Fred Cress Australian , 1938-2009

Fred Cress, in the early 1990s, purchased a farmhouse in the south of France. The rural landscape, with its sweeping views and pastoral tranquility, would later become a defining influence in his works, punctuating into the ironic and humorous narrative of his figurative works.

 

Intimacy (1998) is a fascinating work that interrogates the complexities of human connection, and the Artist/Muse relationship, heightened in the context of a private, almost secluded space. The scene, most likely set in an outbuilding on Cress’s French property, sees the artist caught in a moment of deep, almost obsessive interaction with the subject of the painting.

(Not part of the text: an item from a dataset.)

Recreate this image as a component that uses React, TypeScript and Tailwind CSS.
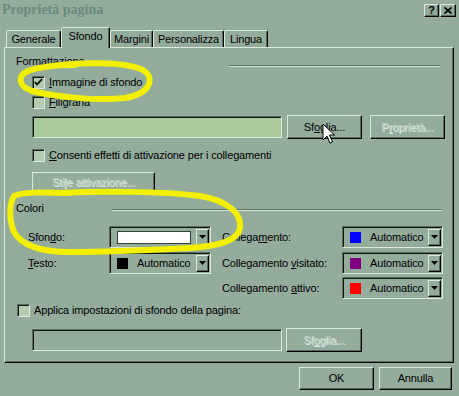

Fred (Frederick Harold) Cress AM (born in Poona, India, 1938; lived and worked in London, 1948-1961; arrived in Australia, 1962; died Sydney, 2009), painter, sculptor, and printmaker, had exhibited regularly between 1965 and 2009 in Sydney (notably with Gallery A, Macquarie Galleries, and Australian Galleries), Melbourne (notably with Powell Street Gallery, Christine Abrahams Gallery, and Australian Galleries) and Adelaide (notably with BMG Art), and also held solo exhibitions in New York (with Robert Steele Galleries) and London (with East West Galleries).

 

He was a subject of important survey exhibitions at the Orange Regional Gallery (NSW) in 1987 and the Art Gallery of New South Wales in 1995. He was a finalist in numerous art prizes and awards, and, most notably, had won the Archibald Prize in 1988 for the portrait of fellow artist, John Beard.

 

Fred Cress was a subject of important published monographs by Alan Krell (1989), Anthony Bond (1995), Gavin Fry (2000), and Ken McGregor (2007).

 

His work is held in the collections of all national and state galleries, the majority of regional and tertiary collections, the Bibliotheque Nationale de France, Paris, as well as notable corporate and private collections in Australia, Belgium, England, France, Germany, Holland, Ireland, Italy, New Zealand, Switzerland, and the USA.